Untersuchungshaft gegen Amnesty-Chef verhängt
10. Juni 2017Der Vorsitzende der Menschenrechtsorganisation Amnesty International in der Türkei, Taner Kilic, ist in Untersuchungshaft genommen worden. Kilic werde wegen angeblicher Verbindungen zur Bewegung des Predigers Fethullah Gülen der "Mitgliedschaft in einer Terrororganisation" beschuldigt, teilte Amnesty mit. Die Menschenrechtsorganisation verurteilte das Vorgehen der Justiz, die keine "glaubwürdigen Beweise" vorgelegt habe.

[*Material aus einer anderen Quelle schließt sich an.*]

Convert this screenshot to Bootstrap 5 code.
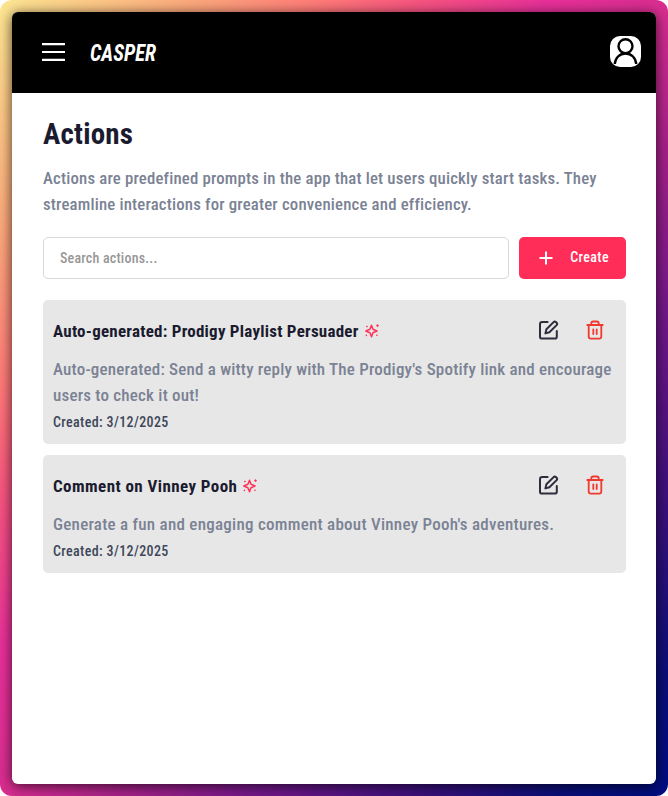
<!DOCTYPE html>
<html lang="en">
<head>
<meta charset="utf-8">
<meta name="viewport" content="width=device-width, initial-scale=1">
<title>Casper – Actions</title>
<link href="https://cdn.jsdelivr.net/npm/bootstrap@5.3.0/dist/css/bootstrap.min.css" rel="stylesheet">
<style>
  body { font-family: "Roboto Condensed", "Noto Sans", sans-serif; background: #fff; }
  .backdrop { height: 796px; padding: 12px; border-radius: 12px;
    background: linear-gradient(to bottom right, #fde792 0%, #fcab7c 14%, #ff7b78 24%, #f8567f 31%, #e8309a 41%, #d92d90 50%, #a62189 59%, #74188a 69%, #3c107c 81%, #0a0f78 92%, #000c80 100%); }
  .app-window { border-radius: 6px; box-shadow: 0 2px 13px rgba(0,0,0,.7); }
  .topbar { height: 81px; padding: 0 15px 2px 30px; }
  .brand { font: italic 700 23px/30px "Roboto Condensed", sans-serif; margin-left: 25px; padding-top: 4px; transform: scaleX(.89); transform-origin: 0 50%; }
  .avatar { width: 31px; height: 31px; border-radius: 10px; }
  .page { padding: 22px 30px 0 31px; }
  .page h1 { font-size: 29px; line-height: 38px; font-weight: 700; color: #1b1b30; margin: 0 0 12px; letter-spacing: .2px; }
  .copy { font-size: 16.8px; line-height: 26px; font-weight: 500; color: #7a8294; white-space: nowrap; margin: 0; letter-spacing: .18px; }
  .search-row { gap: 10px; margin-top: 20px; }
  .search { height: 42px; border: 1px solid #d8d8d8; border-radius: 5px; padding: 0 16px; font-size: 14px; font-weight: 500; letter-spacing: .2px; }
  .search::placeholder { color: #979797; opacity: 1; }
  .create { width: 107px; height: 42px; border-radius: 5px; background: #ff2d58; font-size: 14px; font-weight: 500; letter-spacing: .4px; padding: 0 16px 1px 19px; }
  .action-list { gap: 11px; margin-top: 20.5px; }
  .action-item { background: #e7e7e7; border-radius: 5px; padding: 18px 10px 12px; }
  .action-item .copy { font-size: 17px; letter-spacing: .2px; }
  .action-item h2 { font-size: 17px; line-height: 26px; font-weight: 700; color: #1b1b30; margin: 0 1px 0 0; white-space: nowrap; letter-spacing: .24px; }
  .action-item + .action-item h2 { letter-spacing: .43px; }
  .action-item + .action-item .copy { letter-spacing: .26px; }
  .created { font-size: 14px; line-height: 20px; font-weight: 500; color: #3c4658; margin-top: 4px; letter-spacing: .37px; }
  .tools { gap: 27px; padding: 0 12px 1px 0; }
  .plain-btn { padding: 0; border: 0; background: none; line-height: 0; }
</style>
</head>
<body>
<svg class="d-none">
  <symbol id="edit" viewBox="0 0 20 20"><g fill="none" stroke="#2d2d3d" stroke-width="2" stroke-linecap="round" stroke-linejoin="round"><path d="M8.600 2H3.2Q1 2 1 4.200V16.400Q1 18.600 3.200 18.600H15.600Q17.800 18.600 17.800 16.400V11"/><path d="M6.400 13.400 7.400 9.300 14.600 2.100Q15.700 1.100 17 2.100L17.600 2.700Q18.700 3.900 17.600 5.100L10.400 12.300Z"/></g></symbol>
  <symbol id="trash" viewBox="0 0 18 20"><g fill="none" stroke="#f0392f" stroke-width="1.800" stroke-linecap="round" stroke-linejoin="round"><path d="M1.300 5H16.700M5.300 4.700V3.300Q5.300 1.500 7.200 1.500H10.800Q12.700 1.500 12.700 3.300V4.700M2.700 5V16.600Q2.700 18.700 4.800 18.700H13.200Q15.300 18.700 15.300 16.600V5M7.300 9.300V14M10.700 9.300V14"/></g></symbol>
  <symbol id="spark" viewBox="0 0 16 16"><g fill="none" stroke="#ff3358" stroke-width="1.500" stroke-linejoin="round" stroke-linecap="round"><path d="M7.500 2.300 9 6.300 13 8 9 9.700 7.500 13.700 5.900 9.700 1.800 8 5.900 6.300Z"/><path d="M13.500 2V3.200M12.900 2.600H14.100M2.700 3.600H3.100M2.400 12.200V12.600M12.800 12.300H13"/></g></symbol>
</svg>
<div class="backdrop">
  <div class="app-window bg-white h-100 overflow-hidden">
    <nav class="topbar bg-black text-white d-flex align-items-center">
      <button class="plain-btn" aria-label="Menu"><svg width="23" height="20" viewBox="0 0 23 20"><path d="M0 2.200H23M0 10H23M0 17.800H23" stroke="#fff" stroke-width="2.200"/></svg></button>
      <span class="brand">CASPER</span>
      <span class="avatar bg-white ms-auto overflow-hidden"><svg class="d-block" width="31" height="31" viewBox="0 0 31 31" fill="none" stroke="#000" stroke-width="2.400"><circle cx="15.500" cy="10.200" r="7"/><path d="M4.800 28C5.200 22 9.500 17.500 15.500 17.500S25.800 22 26.200 28"/></svg></span>
    </nav>
    <main class="page">
      <h1>Actions</h1>
      <p class="copy">Actions are predefined prompts in the app that let users quickly start tasks. They<br>streamline interactions for greater convenience and efficiency.</p>
      <div class="search-row d-flex">
        <input class="search form-control flex-fill" placeholder="Search actions..." aria-label="Search actions">
        <button class="create btn text-white d-flex align-items-center justify-content-between flex-shrink-0"><svg width="14" height="14" viewBox="0 0 14 14"><path d="M7 .5V13.500M.5 7H13.500" stroke="#fff" stroke-width="2"/></svg><span>Create</span></button>
      </div>
      <div class="action-list d-grid">
        <article class="action-item">
          <div class="d-flex align-items-center"><h2>Auto-generated: Prodigy Playlist Persuader</h2><svg class="ms-1" width="16" height="16"><use href="#spark"/></svg>
            <div class="tools d-flex ms-auto"><button class="plain-btn" aria-label="Edit"><svg width="20" height="20"><use href="#edit"/></svg></button><button class="plain-btn" aria-label="Delete"><svg width="18" height="20"><use href="#trash"/></svg></button></div></div>
          <p class="copy mt-2 pt-1">Auto-generated: Send a witty reply with The Prodigy's Spotify link and encourage<br>users to check it out!</p>
          <div class="created">Created: 3/12/2025</div>
        </article>
        <article class="action-item">
          <div class="d-flex align-items-center"><h2>Comment on Vinney Pooh</h2><svg class="ms-1" width="16" height="16"><use href="#spark"/></svg>
            <div class="tools d-flex ms-auto"><button class="plain-btn" aria-label="Edit"><svg width="20" height="20"><use href="#edit"/></svg></button><button class="plain-btn" aria-label="Delete"><svg width="18" height="20"><use href="#trash"/></svg></button></div></div>
          <p class="copy mt-2 pt-1">Generate a fun and engaging comment about Vinney Pooh's adventures.</p>
          <div class="created">Created: 3/12/2025</div>
        </article>
      </div>
    </main>
  </div>
</div>
<script src="https://cdn.jsdelivr.net/npm/bootstrap@5.3.0/dist/js/bootstrap.bundle.min.js"></script>
</body>
</html>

Der Anwalt Kilic war am Dienstag mit 22 weiteren Juristen festgenommen worden. Acht von ihnen wurden ebenfalls in Untersuchungshaft genommen. Die türkische Regierung wirft der Gülen-Bewegung vor, hinter dem Putschversuch im Juli 2016 zu stehen. Der im US-Exil lebende Prediger weist die Anschuldigungen entschieden zurück.
Kilic wird zur Last gelegt, den verschlüsselten Kurzmitteilungsdienst ByLock auf seinem Handy installiert zu haben, der laut der Regierung eigens für die Gülen-Anhänger entwickelt wurde. Amnesty bezeichnete die Anschuldigungen als haltlos. Kilic habe das Programm weder heruntergeladen noch genutzt. Er sei auch kein "Unterstützer oder Anhänger der Gülen-Bewegung", betonte Amnesty-Generalsekretär Salil Shetty.
Kilics Festnahme hatte international Kritik und Sorge ausgelöst. Die türkischen Behörden müssten nun rasch Klarheit über die Vorwürfe gegen den Vorsitzenden der Menschenrechtsorganisation in der Türkei schaffen, erklärte ein Sprecher der EU-Außenbeauftragten Federica Mogherini am Donnerstag in Brüssel. "Es ist insbesondere wichtig, die Unschuldsvermutung zu respektieren."
Die Sprecherin des US-Außenministeriums, Heather Nauert, teilte mit, Kilic gehöre zu einer "Reihe von respektierten Menschenrechtsverteidigern, Journalisten, Akademikern und Aktivisten, die in der Türkei festgenommen wurden. Diese Festnahmen, oft mit wenig Beweisen oder Transparenz, sind ein alarmierender Trend."
Die Menschenrechtsbeauftragte der Bundesregierung, Bärbel Kofler, zeigte sich "bestürzt" über die Festnahme von Kilic. "Seine Festnahme wirft ihrerseits ernste Fragen der Rechtsstaatlichkeit auf", sagte Kofler dem Redaktionsnetzwerk Deutschland (RND).
Seit dem Putschversuch geht die türkische Regierung entschieden gegen ihre mutmaßlichen Gegner vor. Mehr als 100.000 Menschen wurden entlassen und mehr als 47.000 weitere festgenommen. Menschenrechtsgruppen wie Amnesty International kritisieren das Vorgehen.